A financial trust can be an excellent estate planning tool for Ohio families that need to transfer wealth to their beneficiaries. Whether a family owns a business or a significant amount of real estate, numerous types of trusts can be set up to shield the assets from tax liabilities and financial mismanagement.
Despite the many benefits of trusts, some people believe that there can be a downside for beneficiaries. While professional trustees are paid to handle a family’s finances, some heirs could miss out on learning crucial financial planning and business management skills. Although parents often use trusts as a way to protect their children from the financial mistakes that they could potentially make, shielding children from themselves can cause low self-esteem and lack of drive.
Emotional problems that are often associated with the beneficiaries of trust funds can be avoided through education. A family may receive a greater long-term benefit from a trust fund if heirs are trained in business skills and allowed to be somewhat involved in the management of their inherited assets.

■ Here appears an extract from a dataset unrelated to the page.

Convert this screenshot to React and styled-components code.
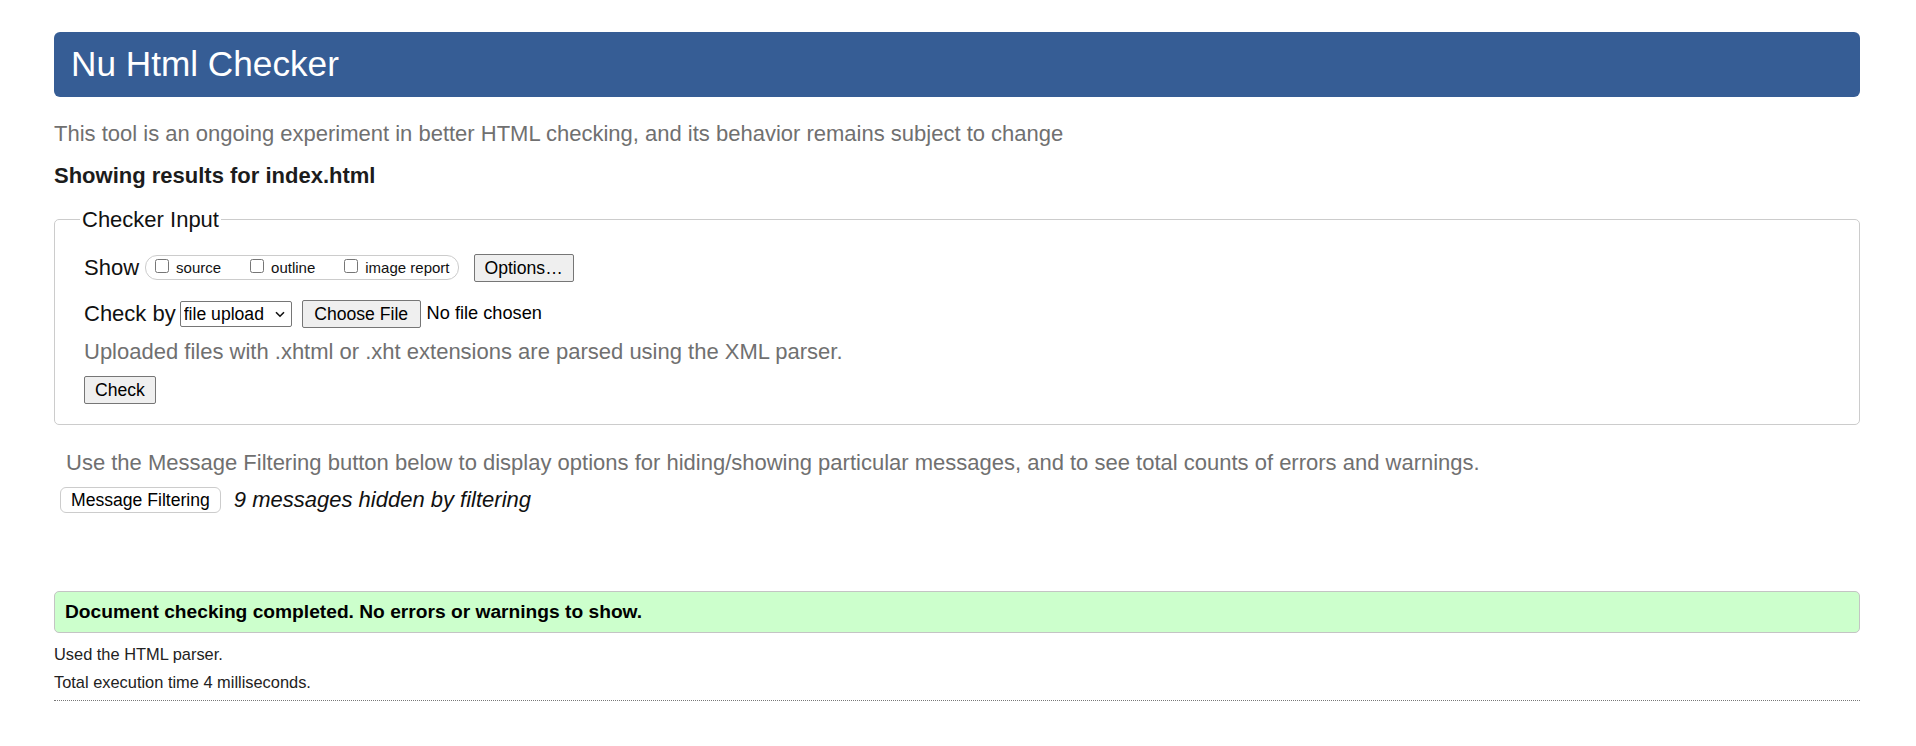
import React from "react";
import styled, { createGlobalStyle } from "styled-components";

const Global = createGlobalStyle`
  html, body { margin: 0; padding: 0; background: #fff; }
  body {
    font-family: "Liberation Sans", Arial, sans-serif;
    font-size: 17.6px;
    color: #000;
  }
  * { box-sizing: border-box; }
`;

const Page = styled.main`
  display: flex;
  flex-direction: column;
  padding: 32px 56px 40px 54px;
`;

const Title = styled.h1`
  margin: 0;
  background: #365d95;
  color: #fff;
  font-weight: normal;
  font-size: 35.2px;
  line-height: 40.5px;
  padding: 12px 17px;
  border-radius: 6px;
`;

const Text = styled.p`
  margin: ${(p) => p.$mt || 0}px 0 0 ${(p) => p.$indent || 0}px;
  font-size: ${(p) => p.$size || 22}px;
  line-height: 1.149;
  color: ${(p) => p.$color || "#111"};
  font-weight: ${(p) => (p.$bold ? "bold" : "normal")};
  font-style: ${(p) => (p.$italic ? "italic" : "normal")};
`;

const Fieldset = styled.fieldset`
  margin: 18.5px 0 0;
  border: 1px solid #cccccc;
  border-radius: 5px;
  padding: 0 29px 20px;
  min-width: 0;
`;

const Legend = styled.legend`
  font-size: 22px;
  line-height: 1.149;
  padding: 0 2px;
  margin-left: -4px;
  color: #111;
`;

const Column = styled.div`
  display: flex;
  flex-direction: column;
  align-items: flex-start;
`;

const Row = styled.div`
  display: flex;
  align-items: center;
  margin-top: ${(p) => p.$mt || 0}px;
  padding-left: ${(p) => p.$indent || 0}px;
  height: 28px;
`;

const RowLabel = styled.span`
  font-size: 22px;
  color: #111;
  margin-right: ${(p) => p.$gap || 6}px;
`;

const Pill = styled.span`
  display: inline-flex;
  align-items: center;
  gap: 29px;
  height: 25px;
  padding: 0 8px 0 9px;
  border: 1px solid #cccccc;
  border-radius: 12px;
`;

const CheckItem = styled.label`
  display: inline-flex;
  align-items: center;
  gap: 7px;
  font-size: 15px;
  color: #111;
`;

const Box = styled.input.attrs({ type: "checkbox" })`
  appearance: none;
  margin: 0 0 3px 0;
  width: 14px;
  height: 14px;
  border: 1px solid #767676;
  border-radius: 2.5px;
  background: #fff;
`;

const Button = styled.button`
  font-family: "Liberation Sans", Arial, sans-serif;
  font-size: 17.6px;
  line-height: 20px;
  color: #000;
  background: #efefef;
  border: 1px solid #767676;
  border-radius: 2px;
  padding: 3px ${(p) => p.$px || 10}px;
  margin: ${(p) => p.$mt || 0}px 0 0 ${(p) => p.$ml || 0}px;
`;

const SoftButton = styled.button`
  font-family: "Liberation Sans", Arial, sans-serif;
  font-size: 17.6px;
  line-height: 20px;
  color: #000;
  background: #fff;
  border: 1px solid #cccccc;
  border-radius: 6px;
  padding: 2px 10px;
  margin-right: 13px;
`;

const SelectWrap = styled.span`
  position: relative;
  display: inline-flex;
`;

const Select = styled.select`
  appearance: none;
  font-family: "Liberation Sans", Arial, sans-serif;
  font-size: 17.6px;
  color: #000;
  background: #fff;
  border: 1px solid #767676;
  border-radius: 2px;
  height: 26px;
  width: 112px;
  padding: 0 0 0 3px;
`;

const Chevron = styled.svg`
  position: absolute;
  right: 7px;
  top: 10px;
  pointer-events: none;
`;

const FileName = styled.span`
  font-size: 18.2px;
  color: #000;
  margin-left: 6px;
`;

const Success = styled.div`
  margin-top: 77.5px;
  background: #ccffcc;
  border: 1px solid #c4c4c4;
  border-radius: 5px;
  padding: 9px 10px;
  font-size: 19.2px;
  line-height: 22px;
  font-weight: bold;
  color: #000;
`;

const Rule = styled.hr`
  margin: 8px 0 0;
  border: 0;
  border-top: 1px dotted #777;
`;

export default function App() {
  return (
    <>
      <Global />
      <Page>
        <Title>Nu Html Checker</Title>
        <Text $mt={24.5} $color="#707070">
          This tool is an ongoing experiment in better HTML checking, and its behavior remains subject to change
        </Text>
        <Text $mt={16.5} $bold $color="#1c1c1c">
          Showing results for index.html
        </Text>
        <Fieldset>
          <Legend>Checker Input</Legend>
          <Column>
            <Row $mt={22}>
              <RowLabel>Show</RowLabel>
              <Pill>
                <CheckItem>
                  <Box />
                  source
                </CheckItem>
                <CheckItem>
                  <Box />
                  outline
                </CheckItem>
                <CheckItem>
                  <Box />
                  image report
                </CheckItem>
              </Pill>
              <Button $ml={15}>Options…</Button>
            </Row>
            <Row $mt={18}>
              <RowLabel $gap={4}>Check by</RowLabel>
              <SelectWrap>
                <Select defaultValue="file">
                  <option value="file">file upload</option>
                  <option value="address">address</option>
                  <option value="text">text input</option>
                </Select>
                <Chevron width="10" height="7" viewBox="0 0 10 7">
                  <path d="M1 1.2 L5 5.2 L9 1.2" fill="none" stroke="#111" strokeWidth="1.6" />
                </Chevron>
              </SelectWrap>
              <Button $ml={10} $px={11.5}>Choose File</Button>
              <FileName>No file chosen</FileName>
            </Row>
            <Text $mt={11.5} $color="#707070">
              Uploaded files with .xhtml or .xht extensions are parsed using the XML parser.
            </Text>
            <Button $mt={11.5}>Check</Button>
          </Column>
        </Fieldset>
        <Text $mt={24.5} $indent={12} $color="#707070">
          Use the Message Filtering button below to display options for hiding/showing particular messages, and to see total counts of errors and warnings.
        </Text>
        <Row $mt={11} $indent={6}>
          <SoftButton>Message Filtering</SoftButton>
          <Text $italic>9 messages hidden by filtering</Text>
        </Row>
        <Success>Document checking completed. No errors or warnings to show.</Success>
        <Text $mt={11.5} $size={16.4} $color="#222">Used the HTML parser.</Text>
        <Text $mt={9.5} $size={16.4} $color="#222">Total execution time 4 milliseconds.</Text>
        <Rule />
      </Page>
    </>
  );
}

Rather than shielding heirs from their wealth, the root cause of the heir’s problems may be addressed by helping them to become wise financial planners.
An estate planning attorney may be able to help an individual to set up trusts for their beneficiaries that do more than just protect assets. Depending on the needs of a particular family, trusts may be created that allow heirs to have a little or a lot of control over their assets. An attorney may also be able to advise a family about tax-saving alternatives to trusts such as beneficiary designations and joint ownership.